Development of Reliability Allocation and Assessment Algorithms for Designing Multilevel Microelectronic Systems

Design-for-reliability of complex systems involves top-down reliability allocation approaches, reliability prediction of both random and wear-out failures, and bottom-up reliability assessment approaches to provide more insight into the system-level reliability. Designing complex microelectronic systems, while considering reliability in the early design stages, is a challenge because these systems have multilevel structure and logical groups, and numerous components are associated with failure modes and mechanisms. To address these difficulties and to design reliable systems in a systematic way, reliability allocation and reliability assessment algorithms and associated reliability predictions methodologies are presented in this paper in the context of a System-Design-for-Reliability (SDfR) framework. Reliability allocation algorithms are presented for both parallel and series systems that calculate the target reliability of subsystems from the given target reliability of their parent systems. The reliability allocation algorithm is demonstrated for random failures in a video broadcasting system that consists of a four-level packaging structure.
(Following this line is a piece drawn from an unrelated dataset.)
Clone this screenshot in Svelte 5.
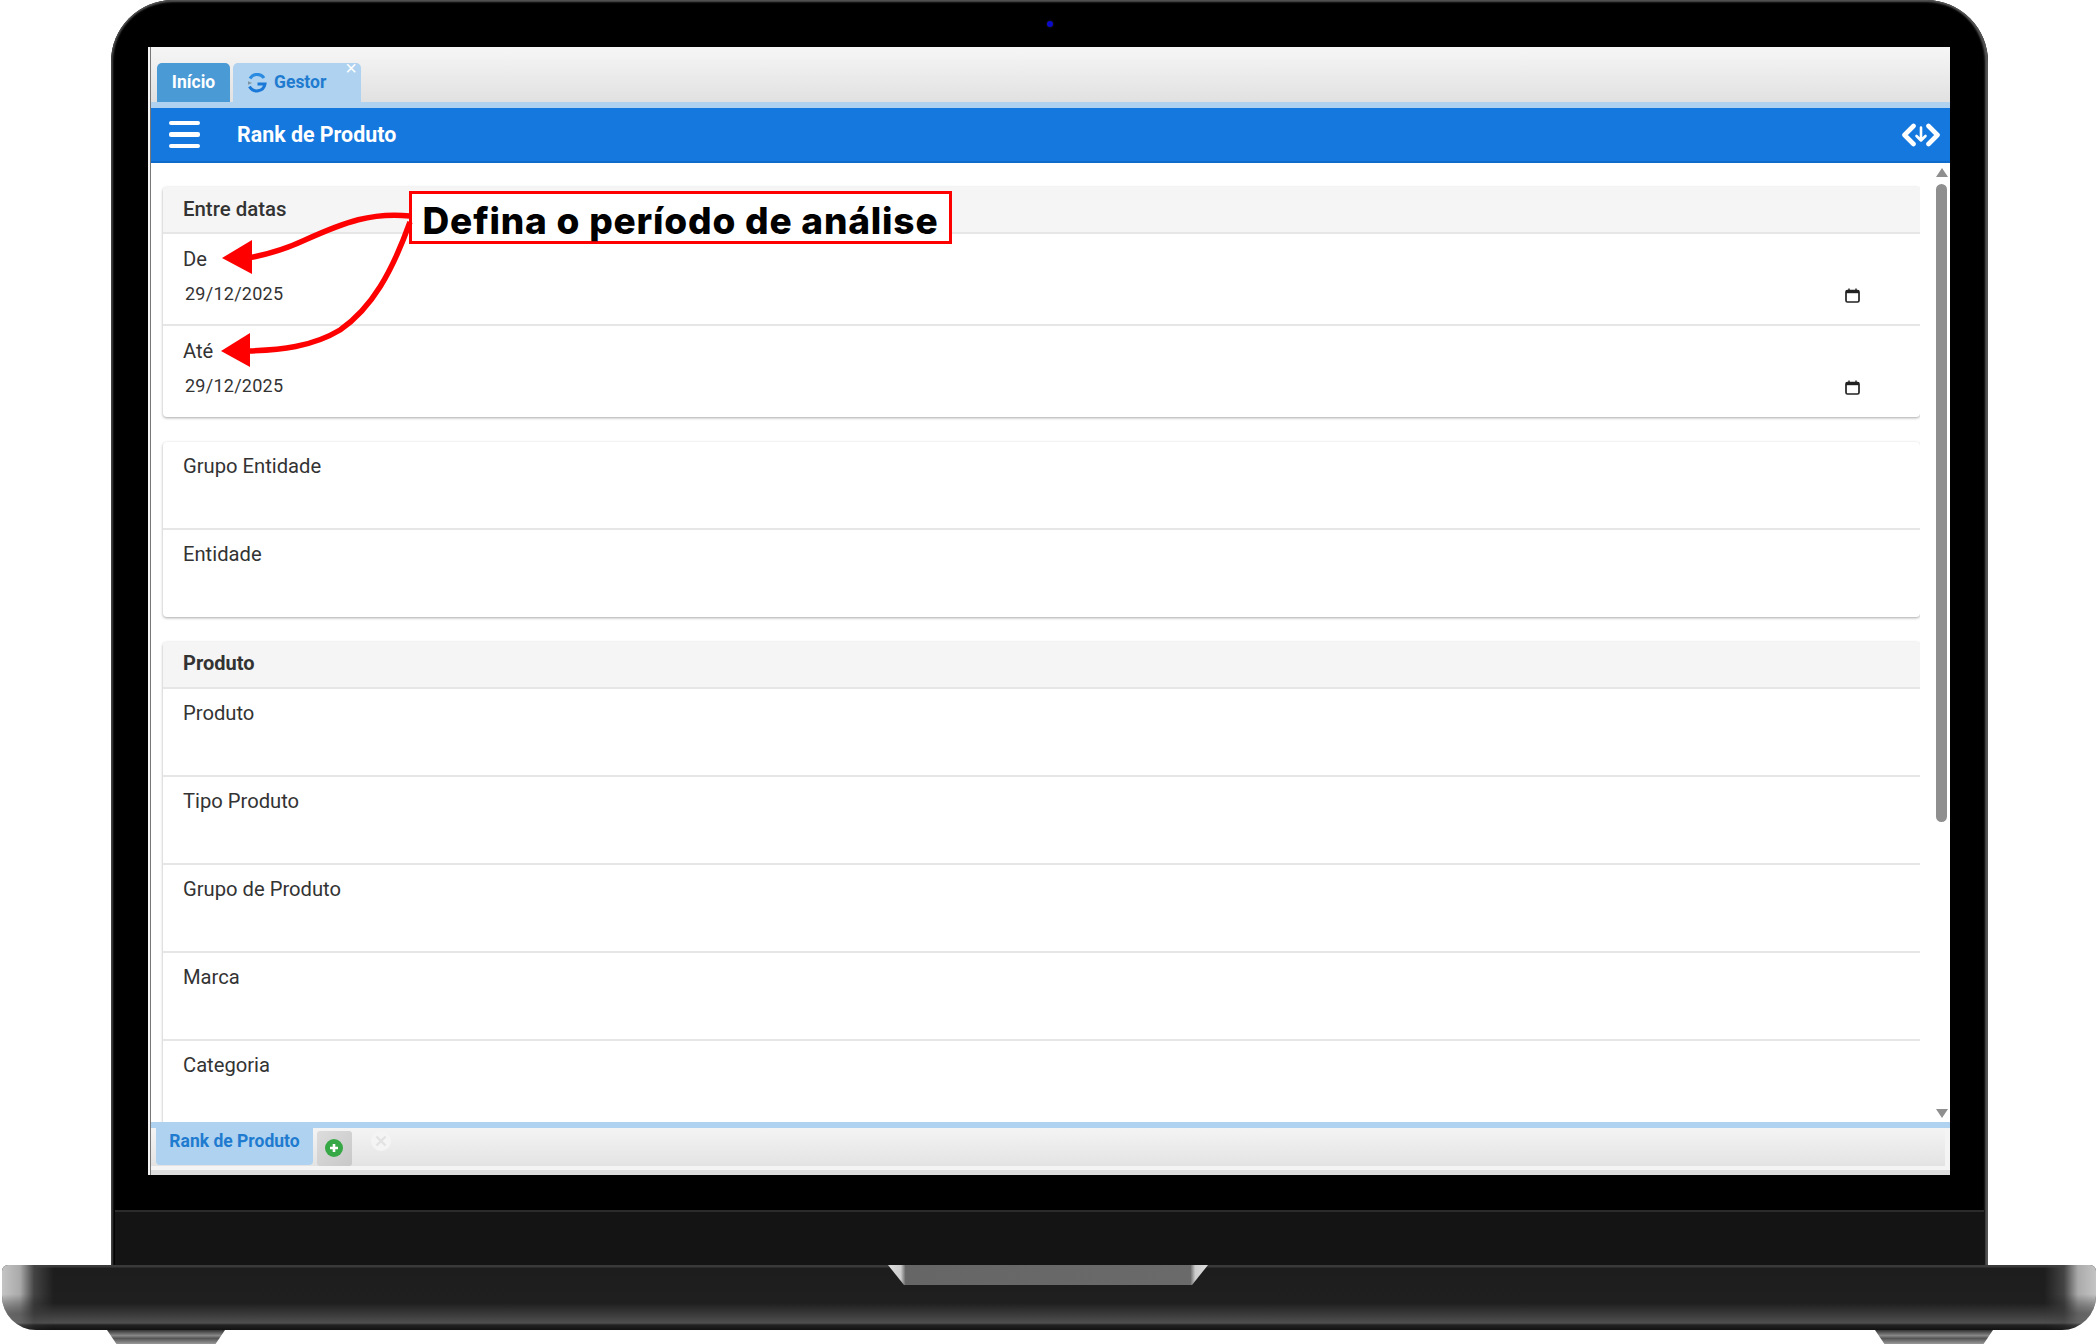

The reliability assessment algorithm is demonstrated for wear-out failures in a USB board system that consists of multiple logical groups and various failure modes and mechanisms. The reliability assessment algorithms also demonstrate the use of physics-based reliability prediction of each logical group before assessing the system reliability. The demonstrated results show that the algorithms are useful for determining system configurations and design parameters. Such design changes will reduce the burden of downstream reliability activities.